Go for it, torture Ardy.

(Word of warning to the staff, most of you live within smiting distance.)

27 Comments Ardua

27 Responses

  1. We want Twilight!

  2. I have a subtle suggestion (mostly because I think I’m closest within your smiting range): Stephen Hunt’s Court of the Air.

    I will, in advance, point out the word substitution trick, whereby Marxists become Carlists, communists become communityists, and so forth.

    And having pointed out that much, I shall now sit back and await audible tooth-grinding.

  3. I second Spinks, and motion for Shadowmancer by GP Taylor. Good example of a person with a message/mission and no technical writing skill.

  4. It was a long time ago I read it, but the distaste is still lingering in my mouth.

    The Sword of Shannara.

    Enjoy.

  5. Seconding Drew’s suggestion. Court of the Air is certainly not the worst book I’ve ever read, and I did enjoy the first half, but I’m finding it very hard to read the second. I think I’ve got through two pages in the last three months.

  6. Good call, Roguish1. If you do read Eye of Aragon, be sure to do so out loud to an audience of some kind. It’s just a short story, but I bet you can’t make it all the way through without an episode of LMAO.

  7. I thought The Alchemist was particularly bad. The idea behind it – I think – is to be a make-you-think philosophical book. Many people seem to really benefit from it, but I thought it was obvious, poorly written (although I can chalk that up to the translation) and totally unbelievable. For me the hallmark of good fiction is that you forget it’s not real and become engrossed in the characters. Throughout the whole thing, I felt like I was just reading a drab fairy tale. Book clubs everywhere flock to it, so I suppose with some good discussion I could come to appreciate it, but reading it solo felt completely pointless.

  8. Sword of Shannara was a ploy by Terry Brooks to make a living off of the popularity of Tolkien (the same could be said by a lot of fantasy writers). Think about it. It wasn’t until the late sixties, early seventies that Tolkiens work gained a large following. Before that no one really had time for all that flim-flam fantasy stuff. After the invention of acid and other mind altering substances Frodo became a hero of ledgend and the sales of LOTR and Hobbit increased significantly. Strangely, Sword of Shannara was published in 1975 (I believe) and if you read the book the plot is very similar to LOTR. Gnomes are goblins. The Sword is the Ring. Allanon is Gandalf, ect ect. I stopped reading after the first trilogy so I can’t say much about the rest but I assume his books get better or he wouldn’t still be publishing them.

    Bad Books? The 3rd book and beyond of the Wheel of Time series. How terribly boring with way too many characters.

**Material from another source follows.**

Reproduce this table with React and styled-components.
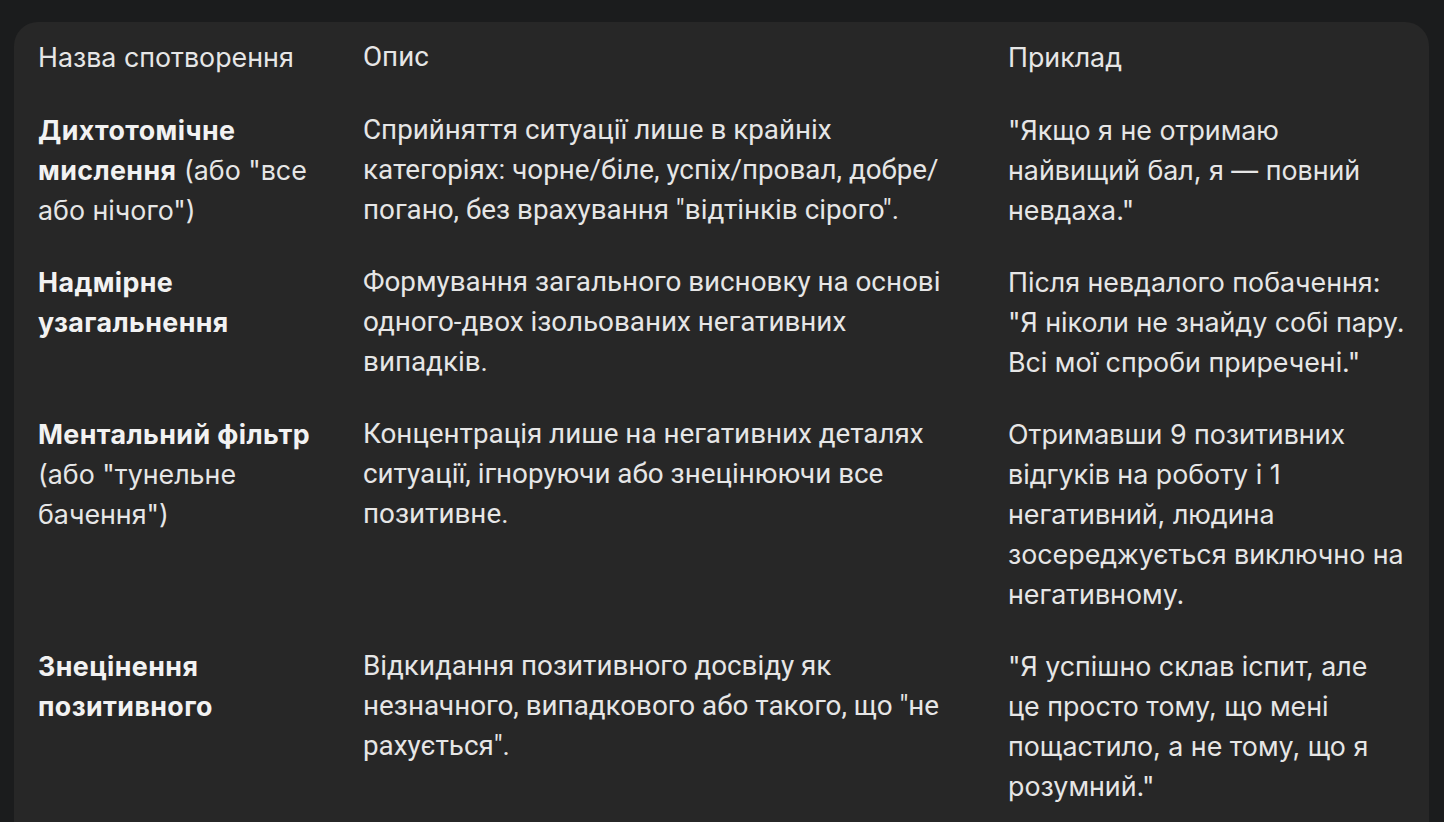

I lost interest after ‘The Great Hunt’.

    -NK

    • I remember that the ‘wizard’ was fighting a monster on a bridge to let the protagonist get away, and then fell down with the monster. I kind of tuned out after that.

  9. I recommend “Paradise” by Chaz Brenchley. Normally I like his work, but this one… I alternated between bored halfway to tears and going “WTF?”.

  10. Oh you are going to be punished :)

    If I could throw a Sci Fi book in, then it would be Destinys Road, by Larry Niven. It’s one of 3 books I have never finished in 28 years of reading.

    Here’s one http://www.amazon.co.uk/Blackbird-Silver-Freda-Warrington/dp/0450058492/ref=sr_1_9?ie=UTF8&s=books&qid=1244043287&sr=1-9 take that !!!

    I will be hitting my bookshelfs in the next couple of days, to dig out my Sh!t list, which is not a good place to be. I have one, that’s on the tip of my tongue, which will really put the cat among the pigeons.

    This is a great idea and I am really chuckling to myself about the damage I hope to do your brain :)

  11. Leapholes by James Grippando is one of the worst that I have found, but have you tried any of the early L. Ron Hubbard pulps? I read Dead Men Kill, and it showed me why they were printed on pulp. Galaxy is re-publishing all the old L. Ron pulps, it seems.

  12. @Skar, you need to punish him for not coming to the pub with us all!

  13. Okay. this is going to set the cat among the pidgeons.

    The whole Princes Of Amber set I thought was rubbish and should be forced on anyone who is performed a crime.

    http://www.amazon.co.uk/Chronicles-Amber-Princes-Unicorn-Masterworks/dp/1857987268/ref=sr_1_1?ie=UTF8&s=books&qid=1244118289&sr=8-1

  14. Suggestions will close Friday evening and the staff will send me marching to my doom on Saturday.

  15. Noooooo, I have barely made a scratch on my list of “crap books I have read all the way to the end in a hope that they somehow redeem themselves”.

  16. Ooh I like the idea of this site.

    My vote!

    Tanya Huff’s Smoke and Ashes.

    I wouldn’t have believed someone could write a book with vampires, demons, sex-demon-sort-of-stuntwomen, a gay wizard, and a whole lot of other stuff and have it be…

    …so utterly boring.

    *new person waves hullo and runs off cackling*

  17. Lovely Bones and The Alchemist. Both really bad. The Alchemist is the worst of the two because it is so pseudo-philosophicall pretentious. At least Lovely Bones just tries to be an interesting story.